What this means is that if we only know Taxn then Tavg could be anywhere ±1°C.
Here is another graph to illustrate this. The x-axis is Tavg and the y-axis is Taxn. Now obviously when the average daily temperature is higher, the average of the minimum and maximum temperatures is also higher and so we get a straight line of slope 1, but the thickness of the line represents the uncertainty of the relationship, so if we know Taxn is say 15°C then from this graph we can say that Tavg is probably between 13.5°C and 16.5°C.
Now because most weather stations were not recording hourly until recently, most of our historical temperature data is the Taxn form and not the Tavg. That means that if Valentia is representative then the past temperature records are only good to ±1°C. If somebody tells you that the average temperature in Valentia on the 31st of May 1872 was 11.7°C, the reality is that we just do not know.
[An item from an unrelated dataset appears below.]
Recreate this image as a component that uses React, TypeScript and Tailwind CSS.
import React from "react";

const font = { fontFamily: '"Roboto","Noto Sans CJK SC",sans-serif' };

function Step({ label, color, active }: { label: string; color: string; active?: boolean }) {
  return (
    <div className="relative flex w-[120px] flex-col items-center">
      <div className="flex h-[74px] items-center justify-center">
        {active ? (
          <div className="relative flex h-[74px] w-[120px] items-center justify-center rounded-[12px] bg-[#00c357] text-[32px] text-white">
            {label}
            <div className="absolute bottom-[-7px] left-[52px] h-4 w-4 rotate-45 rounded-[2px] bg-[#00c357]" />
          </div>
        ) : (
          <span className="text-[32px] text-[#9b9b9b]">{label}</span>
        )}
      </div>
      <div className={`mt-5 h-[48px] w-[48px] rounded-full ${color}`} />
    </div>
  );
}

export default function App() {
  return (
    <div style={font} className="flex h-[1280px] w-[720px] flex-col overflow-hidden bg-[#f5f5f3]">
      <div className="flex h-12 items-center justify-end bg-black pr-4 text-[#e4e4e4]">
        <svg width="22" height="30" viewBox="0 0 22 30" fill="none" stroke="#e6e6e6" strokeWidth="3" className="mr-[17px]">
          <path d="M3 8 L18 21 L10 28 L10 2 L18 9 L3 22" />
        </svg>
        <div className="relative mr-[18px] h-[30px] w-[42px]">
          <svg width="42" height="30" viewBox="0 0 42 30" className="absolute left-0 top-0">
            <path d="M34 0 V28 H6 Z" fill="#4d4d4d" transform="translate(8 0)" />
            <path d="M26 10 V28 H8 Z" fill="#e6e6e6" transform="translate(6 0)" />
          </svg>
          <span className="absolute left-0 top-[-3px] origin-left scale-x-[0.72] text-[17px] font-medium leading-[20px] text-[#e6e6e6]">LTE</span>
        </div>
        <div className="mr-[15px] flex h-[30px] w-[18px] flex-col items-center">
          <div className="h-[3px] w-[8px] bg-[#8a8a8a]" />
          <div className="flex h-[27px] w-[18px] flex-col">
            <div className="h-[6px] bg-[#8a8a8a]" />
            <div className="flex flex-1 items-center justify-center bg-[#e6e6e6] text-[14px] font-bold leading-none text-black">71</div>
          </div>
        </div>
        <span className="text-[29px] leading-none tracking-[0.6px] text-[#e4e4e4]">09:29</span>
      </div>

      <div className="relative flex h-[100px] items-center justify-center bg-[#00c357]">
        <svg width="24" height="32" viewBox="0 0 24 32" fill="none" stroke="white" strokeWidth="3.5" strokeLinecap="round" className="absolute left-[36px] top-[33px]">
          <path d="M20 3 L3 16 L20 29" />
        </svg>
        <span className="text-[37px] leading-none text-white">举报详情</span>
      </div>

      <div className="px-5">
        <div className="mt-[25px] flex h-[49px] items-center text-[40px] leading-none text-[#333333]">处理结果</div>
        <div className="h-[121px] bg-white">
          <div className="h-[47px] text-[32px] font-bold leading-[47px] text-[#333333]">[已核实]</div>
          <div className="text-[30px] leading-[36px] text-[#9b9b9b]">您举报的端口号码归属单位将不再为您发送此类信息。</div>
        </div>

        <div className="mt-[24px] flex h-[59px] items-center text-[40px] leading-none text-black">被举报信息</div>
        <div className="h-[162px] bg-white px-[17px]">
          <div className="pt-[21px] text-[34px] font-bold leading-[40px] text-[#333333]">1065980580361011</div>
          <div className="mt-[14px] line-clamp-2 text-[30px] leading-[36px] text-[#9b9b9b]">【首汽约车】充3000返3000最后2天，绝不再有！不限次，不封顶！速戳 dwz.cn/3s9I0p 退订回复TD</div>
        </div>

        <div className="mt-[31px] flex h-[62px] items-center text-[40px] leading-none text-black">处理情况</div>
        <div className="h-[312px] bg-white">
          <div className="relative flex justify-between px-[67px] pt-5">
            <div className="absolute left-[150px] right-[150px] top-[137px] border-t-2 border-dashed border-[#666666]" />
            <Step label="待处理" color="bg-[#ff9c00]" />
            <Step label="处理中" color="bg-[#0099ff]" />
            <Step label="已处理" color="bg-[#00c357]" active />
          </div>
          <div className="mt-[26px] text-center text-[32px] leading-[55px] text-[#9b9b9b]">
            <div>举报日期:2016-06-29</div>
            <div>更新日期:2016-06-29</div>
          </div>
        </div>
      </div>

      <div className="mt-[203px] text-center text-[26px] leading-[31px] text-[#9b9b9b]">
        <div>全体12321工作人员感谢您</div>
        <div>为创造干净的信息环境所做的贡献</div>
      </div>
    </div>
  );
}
It’s 95% likely to have been somewhere between 10.6ºC and 12.7ºC and we have no way of knowing just like knowing what the maximum and minimum speeds of the Bugatti through the port tunnel doesn’t really tell us much about its average speed.
In this last graph the blue points show the average Taxn of each year at Valentia since 1873 with vertical error bars showing the 95% confidence interval. The red points show the average Tavg for each year starting from 1944 with error bars showing the annual variation. The blue poking out from under the red shows the difference, even on the scale of a yearly average between the Meteorologist’s estimate of average temperature and the actual average temperature.
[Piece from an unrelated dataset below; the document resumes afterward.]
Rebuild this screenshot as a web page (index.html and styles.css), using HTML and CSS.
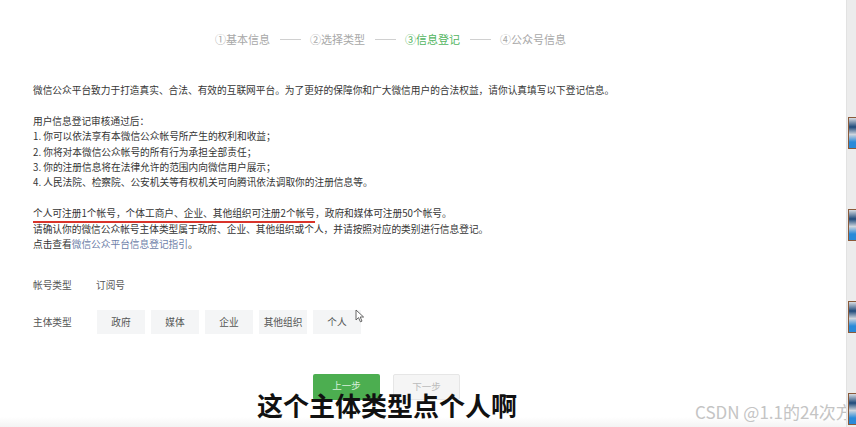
FILE: index.html
```html
<!DOCTYPE html>
<html lang="zh-CN">
<head>
    <meta charset="UTF-8">
    <title>信息登记</title>
    <link rel="stylesheet" href="styles.css">
</head>
<body>

<div class="screen">
    <div class="page">
        <div class="steps">
            <span class="step">①基本信息</span>
            <span class="step-line"></span>
            <span class="step">②选择类型</span>
            <span class="step-line"></span>
            <span class="step active">③信息登记</span>
            <span class="step-line"></span>
            <span class="step">④公众号信息</span>
        </div>

        <div class="notice">
            <p>微信公众平台致力于打造真实、合法、有效的互联网平台。为了更好的保障你和广大微信用户的合法权益，请你认真填写以下登记信息。</p>
            <p>用户信息登记审核通过后：<br>
               1. 你可以依法享有本微信公众帐号所产生的权利和收益；<br>
               2. 你将对本微信公众帐号的所有行为承担全部责任；<br>
               3. 你的注册信息将在法律允许的范围内向微信用户展示；<br>
               4. 人民法院、检察院、公安机关等有权机关可向腾讯依法调取你的注册信息等。</p>
            <p><span class="marked">个人可注册1个帐号，个体工商户、企业、其他组织可注册2个帐号</span>，政府和媒体可注册50个帐号。<br>
               请确认你的微信公众帐号主体类型属于政府、企业、其他组织或个人，并请按照对应的类别进行信息登记。<br>
               点击查看<a class="link" href="#">微信公众平台信息登记指引</a>。</p>
        </div>

        <div class="form-row account">
            <span class="label">帐号类型</span>
            <span class="value">订阅号</span>
        </div>
        <div class="form-row types">
            <span class="label">主体类型</span>
            <div class="type-list">
                <span class="type-btn">政府</span>
                <span class="type-btn">媒体</span>
                <span class="type-btn">企业</span>
                <span class="type-btn">其他组织</span>
                <span class="type-btn">个人</span>
            </div>
            <svg class="cursor" width="10" height="14" viewBox="0 0 10 14">
                <path d="M1 1 L1 11 L3.5 8.6 L5.4 12.8 L7 12.1 L5.2 8 L8.6 8 Z" fill="#fff" stroke="#555" stroke-width="0.9" stroke-linejoin="round"/>
            </svg>
        </div>

        <div class="actions">
            <span class="btn btn-green">上一步</span>
            <span class="btn btn-grey">下一步</span>
        </div>

        <div class="subtitle">这个主体类型点个人啊</div>
        <div class="watermark">CSDN @1.1的24次方</div>
    </div>

    <div class="strip">
        <span class="glass"></span>
        <span class="glass"></span>
        <span class="glass"></span>
        <span class="glass"></span>
    </div>
</div>

</body>
</html>
```

FILE: styles.css
```css
body {
    margin: 0;
    font-family: "Noto Sans CJK SC", "Noto Sans", sans-serif;
    color: #353535;
    background: #fff;
}

.screen {
    display: flex;
    width: 856px;
    height: 427px;
    overflow: hidden;
}

.page {
    position: relative;
    flex: 1;
    padding: 32px 0 0 33px;
    background: linear-gradient(to bottom, #fff 0, #fff 417px, #f3f3f3 427px);
}

.steps {
    display: flex;
    align-items: center;
    height: 14px;
    padding-left: 182px;
    font-size: 11px;
    color: #a8a8a8;
}

.step-line {
    width: 21px;
    height: 1px;
    margin: 0 9px 0 10px;
    background: #d0d0d0;
}

.step.active {
    color: #52b560;
}

.notice {
    margin-top: 37px;
    font-size: 9.7px;
    line-height: 15.4px;
}

.notice p {
    margin: 0 0 15.4px;
}

.marked {
    text-decoration: underline;
    text-decoration-color: #d9342b;
    text-decoration-thickness: 2px;
    text-underline-offset: 4px;
}

.link {
    color: #6c7ea8;
    text-decoration: none;
}

.form-row {
    display: flex;
    align-items: center;
    font-size: 9.7px;
    color: #555;
}

.account {
    margin-top: 26px;
}

.label {
    width: 63px;
}

.types {
    position: relative;
    margin-top: 18px;
}

.type-list {
    display: flex;
    gap: 6px;
    margin-left: 1px;
}

.type-btn {
    width: 48px;
    height: 24px;
    line-height: 24px;
    text-align: center;
    background: #f4f5f6;
    color: #555;
}

.cursor {
    position: absolute;
    left: 322px;
    top: -1px;
}

.actions {
    display: flex;
    gap: 13px;
    margin-top: 40px;
    padding-left: 280px;
}

.btn {
    width: 67px;
    height: 26px;
    line-height: 22px;
    text-align: center;
    font-size: 9.5px;
    border-radius: 2px;
}

.btn-green {
    background: #4cae50;
    color: #d9f0da;
}

.btn-grey {
    background: #f5f5f5;
    border: 1px solid #e6e6e6;
    color: #bbb;
    box-sizing: border-box;
}

.subtitle {
    position: absolute;
    left: 257px;
    top: 389px;
    font-size: 26px;
    font-weight: bold;
    line-height: 32px;
    color: #111;
}

.watermark {
    position: absolute;
    left: 695px;
    top: 401px;
    font-size: 17px;
    line-height: 22px;
    color: #c4c4c4;
    white-space: nowrap;
}

.strip {
    position: relative;
    z-index: 1;
    width: 10px;
    background: #ececec;
    border-left: 1px solid #e2e2e2;
    display: flex;
    flex-direction: column;
    gap: 60px;
    padding-top: 117px;
    box-sizing: border-box;
}

.glass {
    display: block;
    flex: none;
    width: 9px;
    height: 32px;
    margin-left: 1px;
    box-sizing: border-box;
    border: 1.5px solid #8a5a3a;
    background: linear-gradient(to bottom, #d8dde2 0, #1f4a7a 30%, #cdd6de 55%, #2a8ad8 80%, #2a8ad8 100%);
}
```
Valentia Observatory is one of the best weather stations globally. With the switch to automated stations in the 1990s, we can now get precise average temperatures.
Thanks to the meticulous efforts of past and present staff of Valentia Observatory and Met Éireann, we have 80 years of data which allows comparison of the old estimation methods with actual averages.
The takeaway?
Our historical temperature records are far less accurate than we once believed.